Lobster digestive proteases have characteristics similar to orthologue enzymes in crustacea. Lobsters have a protease that has molecular mass of 24 kDa, has optimum activity at pH 3, and is inhibited by pepstatin A, which has a Ki of 45 pM. This makes it highly specific for pepsin. The function of acid protease in this species is not known. The pH of gastric juice is lightly acidic, and generally food alkalinizes the gastric juice during intake. Further investigation is needed to address the subject.

Compositions of proteases were similar in gastric juice, midgut gland, and intestinal contents. This seems to be a consequence of nonselective regurgitation of midgut gland secretion to the gastric chamber. After mixing with food, enzymes remain active during the migration of chyme to the intestine. The highest enzyme activity was found in the gastric juice, so it seems that food protein is exposed to a high concentration of enzymes when forming chyme, and hydrolysis proceeds during passage through the digestive system. Because enzyme activity was found in the intestinal contents, hydrolysis of protein apparently continues in the intestine. Since no physiologic function is currently associated with this finding, an ecologic function is likely, but unproven. It is not surprising that enzymes remain active in feces, as recently found in shrimp (Córdova et al., 2003). Electrophoretic analysis confirmed that protease composition was similar in gastric juice, midgut gland, and intestinal contents.

Since protease composition was the same in the midgut gland and the gastric juice, sampling is possible without killing the organisms. An other advantage of such sampling is for use in sequential studies that follow effects on an individual organism. This way, each organism becomes a replica for the study. The relevance of this point is clear when marked variation is found in the protease pattern among individuals (data not shown). We do not yet know if the bands observed in substrate SDS-PAGE are individual enzymes derived from individual genes, or if they are a phenotypic characteristic derived from heterozygocity (McCarthy et al., 1994), as was observed in the shrimp Penaeus vannamei (Sainz et al. personal communication).

Because enzymes should be analyzed in the laboratory to obtain the highest activities with the least amount of sample, and because they should serve as potential catalysts in biotransformations, we studied the effects of pH and temperature on both activity and stability in midgut gland and gastric juice extracts.

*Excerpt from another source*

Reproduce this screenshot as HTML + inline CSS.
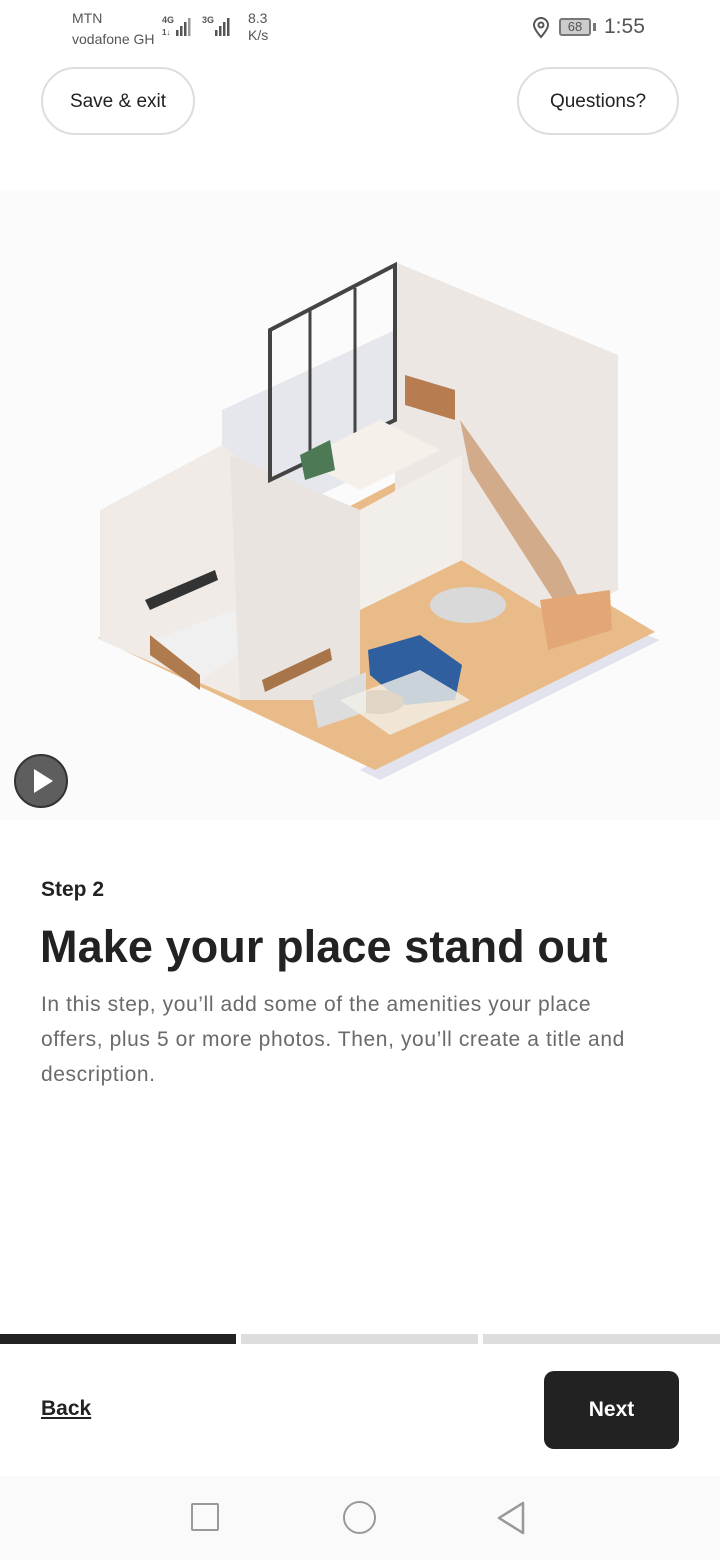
<!DOCTYPE html>
<html><head><meta charset="utf-8"><style>
body{margin:0;width:720px;height:1560px;background:#fff;font-family:"Liberation Sans",sans-serif;position:relative;overflow:hidden;color:#222}
.a{position:absolute}
.pill{position:absolute;border:2px solid #ddd;border-radius:34px;height:68px;box-sizing:border-box;display:flex;align-items:center;justify-content:center;font-size:19px;color:#222;background:#fff;padding-top:2px}
</style></head><body>
<div class="a" style="left:72px;top:8px;font-size:14px;color:#555;line-height:21px">MTN<br>vodafone GH</div>
<svg class="a" style="left:160px;top:14px" width="80" height="26"><text x="2" y="9" font-size="9" font-weight="bold" fill="#555" font-family="Liberation Sans">4G</text><text x="2" y="21" font-size="8" font-weight="bold" fill="#555" font-family="Liberation Sans">1↓</text><rect x="16" y="16" width="2.5" height="6" fill="#555"/><rect x="20" y="12" width="2.5" height="10" fill="#555"/><rect x="24" y="8" width="2.5" height="14" fill="#555"/><rect x="28" y="4" width="2.5" height="18" fill="#999"/><text x="42" y="9" font-size="9" font-weight="bold" fill="#555" font-family="Liberation Sans">3G</text><rect x="55" y="16" width="2.5" height="6" fill="#555"/><rect x="59" y="12" width="2.5" height="10" fill="#555"/><rect x="63" y="8" width="2.5" height="14" fill="#555"/><rect x="67" y="4" width="2.5" height="18" fill="#555"/></svg>
<div class="a" style="left:248px;top:10px;font-size:14px;color:#555;line-height:17px">8.3<br>K/s</div>
<svg class="a" style="left:531px;top:17px" width="20" height="22" viewBox="0 0 20 22"><path d="M10 20 C4 13 3 10 3 8 a7 7 0 0 1 14 0 c0 2 -1 5 -7 12z" fill="none" stroke="#555" stroke-width="2"/><circle cx="10" cy="8" r="2.5" fill="none" stroke="#555" stroke-width="2"/></svg>
<div class="a" style="left:559px;top:18px;width:32px;height:18px;border:2px solid #777;border-radius:3px;box-sizing:border-box;background:#ccc;font-size:13px;text-align:center;line-height:14px;color:#555">68</div>
<div class="a" style="left:593px;top:23px;width:3px;height:8px;background:#777"></div>
<div class="a" style="left:604px;top:15px;font-size:21px;color:#555">1:55</div>
<div class="pill" style="left:41px;top:67px;width:154px">Save &amp; exit</div>
<div class="pill" style="left:517px;top:67px;width:162px">Questions?</div>
<div class="a" style="left:0;top:190px;width:720px;height:630px;background:#fbfbfb"></div>
<svg class="a" style="left:0;top:190px" width="720" height="630" viewBox="0 190 720 630">
<polygon points="380,780 660,640 620,625 360,770" fill="#e3e3ee"/>
<polygon points="98,638 400,480 655,632 375,770" fill="#e8bb88"/>
<polygon points="395,262 618,355 618,590 560,620 395,520" fill="#ece7e3"/>
<polygon points="222,410 395,330 395,460 222,540" fill="#d8d8e4" opacity=".6"/>
<polygon points="100,510 222,445 240,460 240,700 100,640" fill="#f0ebe7"/>
<polygon points="230,455 360,510 360,700 240,700" fill="#e9e4df"/>
<polygon points="360,510 462,455 462,560 360,610" fill="#f2eeea"/>
<polygon points="270,330 395,265 395,420 270,480" fill="none" stroke="#444" stroke-width="4"/>
<line x1="310" y1="310" x2="310" y2="460" stroke="#444" stroke-width="3"/><line x1="355" y1="288" x2="355" y2="440" stroke="#444" stroke-width="3"/>
<polygon points="300,460 380,420 440,450 360,490" fill="#f5f1ea"/>
<polygon points="300,455 330,440 335,470 305,480" fill="#4d7a55"/>
<polygon points="405,375 455,390 455,420 405,405" fill="#b77c4f"/>
<polygon points="460,420 560,560 580,600 560,610 470,470" fill="#c89264" opacity=".7"/>
<polygon points="540,600 610,590 612,630 548,650" fill="#e2a774"/>
<ellipse cx="468" cy="605" rx="38" ry="18" fill="#d9d9d9"/>
<polygon points="368,650 420,635 462,665 455,700 405,705 370,675" fill="#2f5f9e"/>
<ellipse cx="378" cy="702" rx="26" ry="12" fill="#9a6a3f"/>
<polygon points="145,600 215,570 218,580 150,610" fill="#333"/>
<polygon points="152,640 235,610 238,655 200,680 155,660" fill="#f0f0f0"/>
<polygon points="150,635 200,675 200,690 150,655" fill="#b07a4f"/>
<polygon points="262,680 330,648 332,660 265,692" fill="#a8744a"/>
<polygon points="312,695 366,672 366,712 318,728" fill="#ddd"/>
<polygon points="340,700 420,670 470,700 390,735" fill="#f3f0e8" opacity=".8"/>
</svg>
<svg class="a" style="left:13px;top:753px" width="56" height="56"><circle cx="28" cy="28" r="26" fill="#5e5e5e" stroke="#333" stroke-width="2"/><polygon points="21,16 21,40 40,28" fill="#fff"/></svg>
<div class="a" style="left:41px;top:878px;font-size:21px;font-weight:bold;color:#222">Step 2</div>
<div class="a" style="left:40px;top:921px;font-size:45px;font-weight:bold;color:#222;letter-spacing:0.1px">Make your place stand out</div>
<div class="a" style="left:41px;top:987px;width:615px;font-size:21px;line-height:35px;color:#6a6a6a;letter-spacing:0.6px">In this step, you’ll add some of the amenities your place offers, plus 5 or more photos. Then, you’ll create a title and description.</div>
<div class="a" style="left:0;top:1334px;width:236px;height:10px;background:#222"></div>
<div class="a" style="left:241px;top:1334px;width:237px;height:10px;background:#ddd"></div>
<div class="a" style="left:483px;top:1334px;width:237px;height:10px;background:#ddd"></div>
<div class="a" style="left:41px;top:1397px;font-size:21px;font-weight:bold;text-decoration:underline">Back</div>
<div class="a" style="left:544px;top:1371px;width:135px;height:78px;background:#222;border-radius:10px;color:#fff;font-size:21px;font-weight:bold;display:flex;align-items:center;justify-content:center">Next</div>
<div class="a" style="left:0;top:1476px;width:720px;height:84px;background:#fafafa"></div>
<div class="a" style="left:191px;top:1503px;width:28px;height:28px;border:2.5px solid #999;box-sizing:border-box;border-radius:2px"></div>
<div class="a" style="left:343px;top:1501px;width:33px;height:33px;border:2.5px solid #999;box-sizing:border-box;border-radius:50%"></div>
<svg class="a" style="left:495px;top:1500px" width="32" height="36"><polygon points="28,3 28,33 4,18" fill="none" stroke="#999" stroke-width="2.5" stroke-linejoin="round"/></svg>
</body></html>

The results showed slight differences in the stability of midgut gland and gastric juice enzymes, as much in response to pH as to temperature. We speculate that some salts present in the gastric juice can influence stability, because it has been demonstrated that some salts have a positive effect in the activity of digestive proteases (Tsai et al., 1991).

Characterization of the types and activities of lobster digestive enzymes constitutes background information to study further the digestive abilities of the organism. This information will lead to understanding their nutritional needs and feeding ecology, mainly because decapods have unique morphologic, metabolic, and behavioral changes during their life cycles. Also, this information encourages one to think of them as biological reagents. Because of their catalytic properties, such enzymes can be used to hydrolyze protein for commercial purposes, mainly for producing protein hydrolysates for food industry. Further investigation is needed to fully understand their industrial potential.